A new technology could free diabetics and cancer patients from the daily necessity of painful routine injections by releasing the required drug dosage over six months.
University of Cambridge researchers have developed injectable, reformable and spreadable hydrogels which can be loaded with proteins or other therapeutics and can last a maximum of six month.
The hydrogels contain up to 99.7 per cent water by weight, with the remainder primarily made up of cellulose polymers held together with cucurbiturils, barrel-shaped molecules which act as miniature ‘handcuffs,’ the journal Biomaterials reports.
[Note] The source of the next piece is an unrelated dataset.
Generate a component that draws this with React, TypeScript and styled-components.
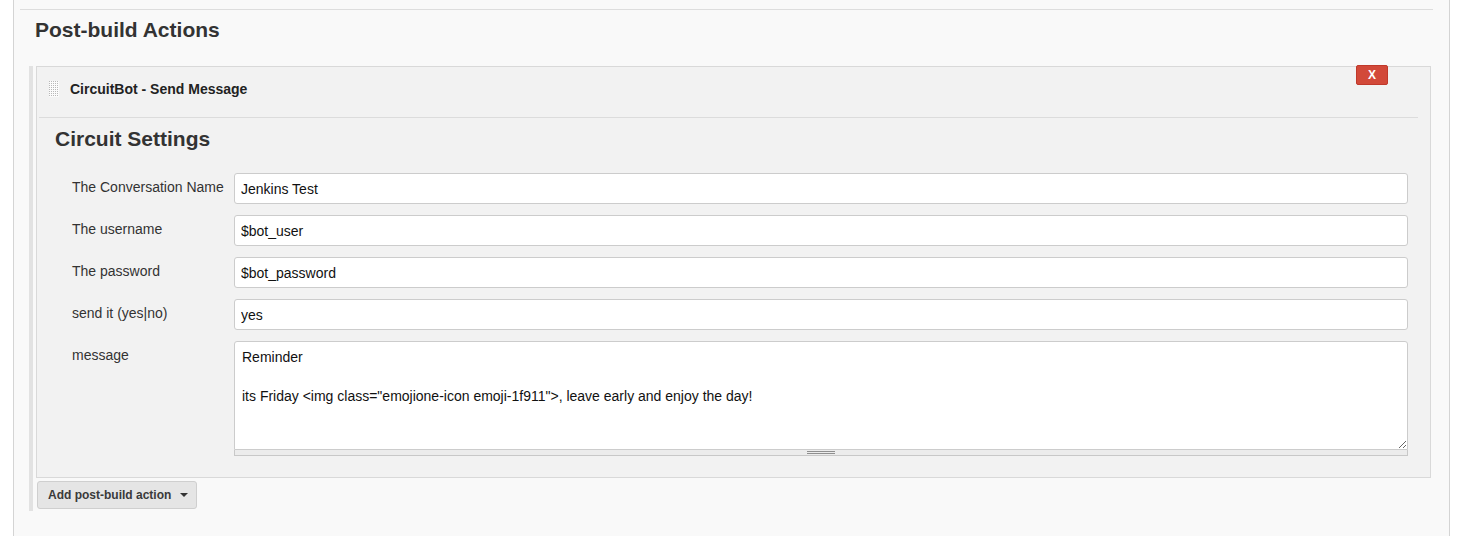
import React from "react";
import styled, { createGlobalStyle } from "styled-components";

const Global = createGlobalStyle`
  html, body { margin: 0; padding: 0; background: #ffffff; }
  body { font-family: "Liberation Sans", Arial, sans-serif; color: #333; }
  * { box-sizing: border-box; }
`;

const Page = styled.div`
  margin-left: 13px;
  width: 1437px;
  height: 536px;
  background: #f9f9f9;
  border-left: 1px solid #d4d4d4;
  border-right: 1px solid #d4d4d4;
  padding: 9px 16px 0 6px;
`;

const Section = styled.div`
  border-top: 1px solid #dddddd;
`;

const SectionTitle = styled.h2`
  margin: 0;
  padding: 9px 0 0 15px;
  height: 56px;
  font-size: 21px;
  font-weight: bold;
  color: #333;
  line-height: 22px;
`;

const Repeated = styled.div`
  margin-left: 9px;
  margin-right: 2px;
  border-left: 4px solid #e2e2e2;
  padding-left: 3px;
  padding-bottom: 2px;
`;

const Panel = styled.div`
  position: relative;
  background: #f2f2f2;
  border: 1px solid #d9d9d9;
  padding: 0 22px 21px 2px;
`;

const PanelHeader = styled.div`
  display: flex;
  align-items: center;
  gap: 11px;
  height: 51px;
  padding: 0 0 7px 10px;
  margin-right: -10px;
  border-bottom: 1px solid #dcdcdc;
  font-size: 14px;
  font-weight: bold;
  color: #222;
`;

const DeleteButton = styled.button`
  position: absolute;
  top: -2px;
  right: 42px;
  width: 32px;
  height: 20px;
  border: 1px solid #c0392b;
  border-radius: 2px;
  background: #d24939;
  color: #fff;
  font-family: "Liberation Sans", Arial, sans-serif;
  font-weight: bold;
  font-size: 12px;
  padding: 0;
  line-height: 18px;
`;

const SubTitle = styled.h3`
  margin: 0;
  padding: 10px 0 0 16px;
  height: 55px;
  font-size: 21px;
  font-weight: bold;
  color: #333;
  line-height: 22px;
`;

const Rows = styled.div`
  display: flex;
  flex-direction: column;
  gap: 11px;
`;

const Row = styled.div`
  display: grid;
  grid-template-columns: 195px 1fr;
  align-items: start;
`;

const Label = styled.div`
  padding-left: 33px;
  padding-top: 6px;
  font-size: 14px;
  color: #333;
  line-height: 16px;
`;

const TextInput = styled.input`
  width: 100%;
  height: 31px;
  border: 1px solid #cccccc;
  border-radius: 3px;
  background: #fff;
  padding: 0 6px;
  font-family: "Liberation Sans", Arial, sans-serif;
  font-size: 14px;
  color: #111;
  outline: none;
`;

const AreaWrap = styled.div`
  display: flex;
  flex-direction: column;
`;

const TextArea = styled.textarea`
  width: 100%;
  height: 109px;
  border: 1px solid #cccccc;
  border-radius: 3px 3px 0 0;
  background: #fff;
  padding: 6px 7px;
  font-family: "Liberation Sans", Arial, sans-serif;
  font-size: 14px;
  line-height: 19.5px;
  color: #111;
  resize: vertical;
  outline: none;
  display: block;
`;

const Handle = styled.div`
  height: 6px;
  background: #ececec;
  border: 1px solid #c8c8c8;
  border-top: none;
  display: flex;
  justify-content: center;
  align-items: center;
`;

const Grip = styled.div`
  width: 28px;
  height: 3px;
  border-top: 1px solid #8f8f8f;
  border-bottom: 1px solid #8f8f8f;
`;

const AddButton = styled.button`
  margin-top: 3px;
  margin-left: 1px;
  width: 160px;
  height: 28px;
  display: flex;
  align-items: center;
  gap: 9px;
  padding: 0 0 0 10px;
  border: 1px solid #cfcfcf;
  border-radius: 3px;
  background: #e5e5e5;
  color: #3a3a3a;
  font-family: "Liberation Sans", Arial, sans-serif;
  font-size: 12px;
  font-weight: bold;
`;

const DragHandle = () => (
  <svg width="10" height="16" viewBox="0 0 10 16" aria-hidden="true">
    <rect x="0" y="0" width="10" height="16" fill="#fbfbfb" />
    {Array.from({ length: 8 }).map((_, r) =>
      Array.from({ length: 5 }).map((__, c) => (
        <rect key={`${r}-${c}`} x={c * 2} y={r * 2} width="1" height="1" fill="#b8b8b8" />
      ))
    )}
  </svg>
);

const Caret = () => (
  <svg width="8" height="4" viewBox="0 0 8 4" aria-hidden="true">
    <path d="M0 0 H8 L4 4 Z" fill="#333" />
  </svg>
);

const fields = [
  { label: "The Conversation Name", value: "Jenkins Test" },
  { label: "The username", value: "$bot_user" },
  { label: "The password", value: "$bot_password" },
  { label: "send it (yes|no)", value: "yes" },
];

export default function App() {
  return (
    <>
      <Global />
      <Page>
        <Section>
          <SectionTitle>Post-build Actions</SectionTitle>
          <Repeated>
            <Panel>
              <PanelHeader>
                <DragHandle />
                <span>CircuitBot - Send Message</span>
              </PanelHeader>
              <DeleteButton>X</DeleteButton>
              <SubTitle>Circuit Settings</SubTitle>
              <Rows>
                {fields.map((f) => (
                  <Row key={f.label}>
                    <Label>{f.label}</Label>
                    <TextInput defaultValue={f.value} />
                  </Row>
                ))}
                <Row>
                  <Label>message</Label>
                  <AreaWrap>
                    <TextArea
                      defaultValue={
                        'Reminder\n\nits Friday <img class="emojione-icon emoji-1f911">, leave early and enjoy the day!'
                      }
                    />
                    <Handle>
                      <Grip />
                    </Handle>
                  </AreaWrap>
                </Row>
              </Rows>
            </Panel>
            <AddButton>
              <span>Add post-build action</span>
              <Caret />
            </AddButton>
          </Repeated>
        </Section>
      </Page>
    </>
  );
}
“The hydrogels protect the proteins so that they remain bio-active for long periods, and allow the proteins to remain in their native state,” says Oren Scherman, a Cambridge chemist, who led the research.
“Importantly, all the components can be incorporated at room temperature, which is key when dealing with proteins which denature (change their composition) when exposed to high heat,” adds Scherman, according to a Cambridge statement.
The hydrogels developed by Scherman, Xian Jun Loh and doctoral student Eric Appel are capable of delivering sustained release of the proteins for up to six months, compared with the current maximum of three months. The rate of release can be controlled according to the ratio of materials in the hydrogel.
The research has been patented by Cambridge Enterprise, the university’s commercialisation group.